During the Spanish Civil War, he became a lieutenant in the Spanish Republican Army. After the Nationalist victory, he was captured and imprisoned by the Francoist dictatorship. In 1942, he escaped to Vichy France, but returned to Catalonia in 1944 to prosecute guerrilla warfare against the dictatorship, as part of the Spanish Maquis. There he led a rural group of Catalan anarchist guerrillas. As leader of his guerrilla group, Massana trained and gave orders to his troops, and became the face of their movement. Together with Ramon Vila and Jaume Puig, he carried out a campaign of attacks, kidnappings and robberies throughout the comarques of Berguedà and Solsonès.

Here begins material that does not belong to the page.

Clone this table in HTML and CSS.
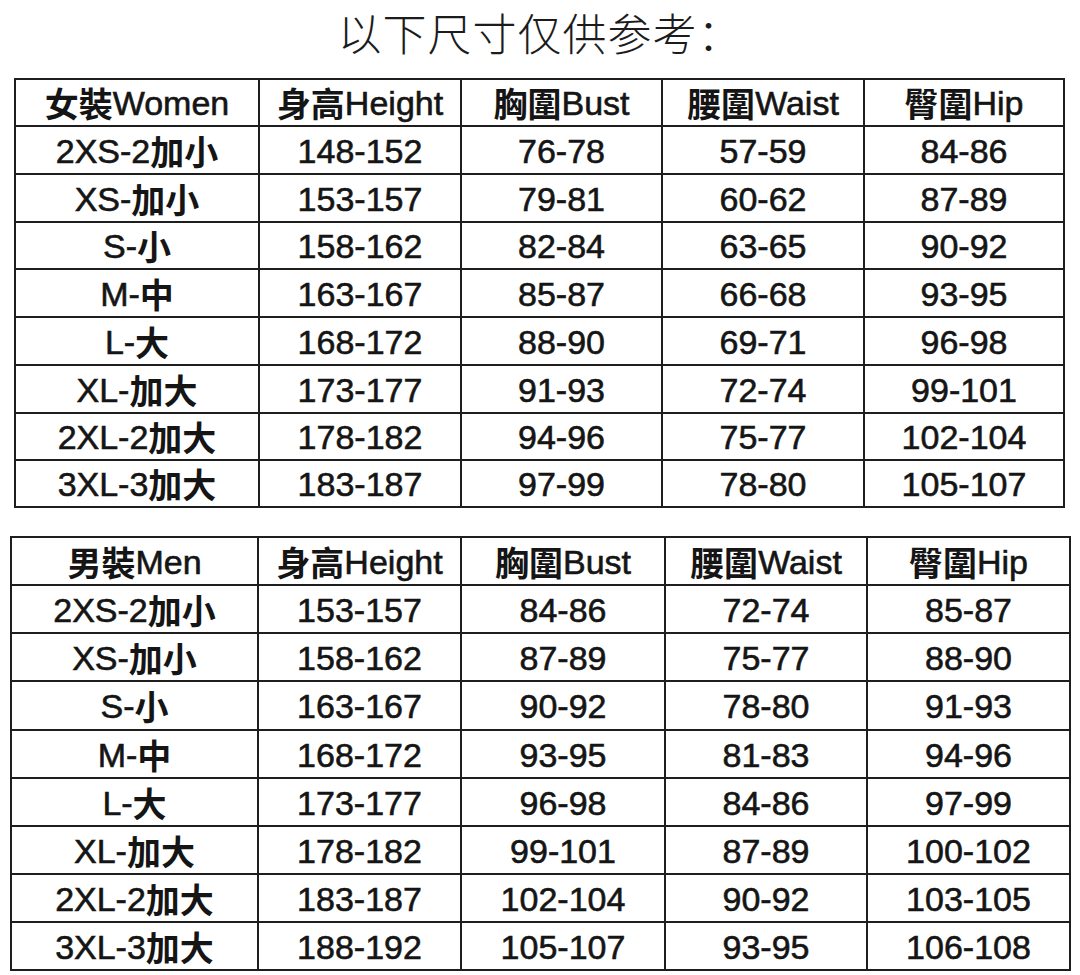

He would often amuse his comrades by parodying Ecclesiastical Latin phrases or by disguising himself as a Catholic priest when they walked through small towns; this was at a time when mass was enforced, so everyone knew what their local priest looked like. According to historian Marcella Hayes, in dressing as a priest, Massana wanted to publicly demonstrate his defilement of Catholic tradition and encourage others to do so as well. His group largely operated in the area between his hometown of Berga and the regional centre of Manresa. Throughout his guerrilla campaign, he maintained ties with people in Berga, where he was broadly popular among the local population.

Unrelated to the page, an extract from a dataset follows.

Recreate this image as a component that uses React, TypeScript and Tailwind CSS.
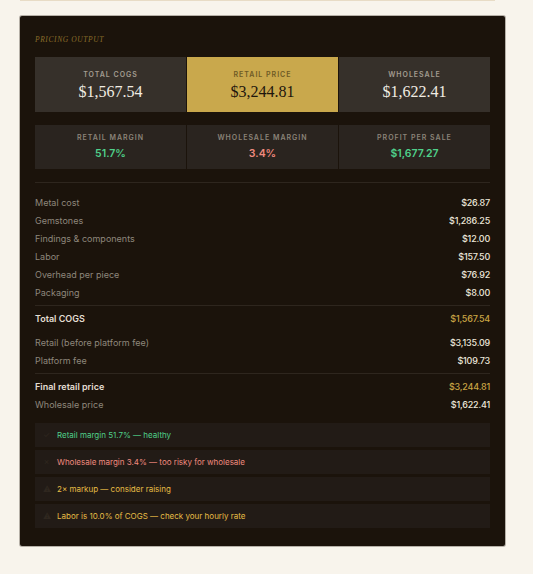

On one occasion, in 1945, he heard that a captain of the Civil Guard had promised "not to rest" until he had killed Massana. Massana decided to go to a bar that the captain frequented, order a coffee while the Civil Guard were still there and then pay both his own bill and that of the captain. Working under the assumption that the Civil Guard would not recognise him and that nobody in the bar would give him away, Massana publicly humiliated the police captain, who now knew that the guerrillas had the support of the population. Days later, a member of Massana's group called into Radio Andorra, requested they play Antonio Machín's song Espérame en el cielo and dedicated it to the captain in Massana's name. This spread gossip of the prank even further.

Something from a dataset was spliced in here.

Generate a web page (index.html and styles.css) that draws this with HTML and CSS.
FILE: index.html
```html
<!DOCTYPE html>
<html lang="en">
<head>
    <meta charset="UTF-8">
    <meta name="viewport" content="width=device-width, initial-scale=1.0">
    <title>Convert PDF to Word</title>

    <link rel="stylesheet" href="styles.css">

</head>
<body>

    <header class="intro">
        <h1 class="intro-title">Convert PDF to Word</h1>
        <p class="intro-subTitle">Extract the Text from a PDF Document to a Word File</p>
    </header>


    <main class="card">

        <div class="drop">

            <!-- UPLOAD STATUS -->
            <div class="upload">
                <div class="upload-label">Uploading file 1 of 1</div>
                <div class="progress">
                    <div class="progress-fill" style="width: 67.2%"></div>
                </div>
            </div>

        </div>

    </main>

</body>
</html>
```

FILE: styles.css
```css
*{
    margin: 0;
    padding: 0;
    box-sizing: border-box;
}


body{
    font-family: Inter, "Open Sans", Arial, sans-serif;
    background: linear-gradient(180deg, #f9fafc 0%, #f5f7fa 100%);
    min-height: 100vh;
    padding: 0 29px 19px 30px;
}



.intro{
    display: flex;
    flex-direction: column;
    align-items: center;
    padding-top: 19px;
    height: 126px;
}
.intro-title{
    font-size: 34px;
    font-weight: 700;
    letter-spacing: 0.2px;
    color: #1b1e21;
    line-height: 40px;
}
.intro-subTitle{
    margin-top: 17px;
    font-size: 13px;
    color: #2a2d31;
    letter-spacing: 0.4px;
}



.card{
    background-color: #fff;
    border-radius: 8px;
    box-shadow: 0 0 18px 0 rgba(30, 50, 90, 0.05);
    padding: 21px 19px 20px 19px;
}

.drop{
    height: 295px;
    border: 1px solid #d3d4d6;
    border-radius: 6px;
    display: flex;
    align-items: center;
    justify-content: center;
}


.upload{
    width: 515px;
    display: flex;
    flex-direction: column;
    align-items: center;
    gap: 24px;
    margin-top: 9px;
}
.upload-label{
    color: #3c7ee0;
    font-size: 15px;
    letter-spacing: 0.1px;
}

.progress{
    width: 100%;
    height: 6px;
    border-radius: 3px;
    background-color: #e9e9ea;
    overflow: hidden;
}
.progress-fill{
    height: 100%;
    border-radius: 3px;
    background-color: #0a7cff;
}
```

On 11 November 1949, the Civil Guard arrested, tortured and then executed a farmer and his son-in-law after discovering they had sheltered Massana and his guerrillas. Not long after, Massana escaped to France. Towards the end of 1950, French police arrested Massana and his group while they were smuggling arms across the France–Spain border. Massana managed to resist his extradition back to Spain, and in 1956, he was released from prison. Massana then quit his career in the maquis and spent the rest of his life in France. In an interview he gave in 1979, he said he did not carry out his guerrilla campaign "for the sake of juvenile adventurism... To go on foot from Sabadell to the frontier with 35 kilos on one's back is not something one does for adventurism but for ideals." Massana died in Foix, in the Occitania region of France, on 21 May 1981.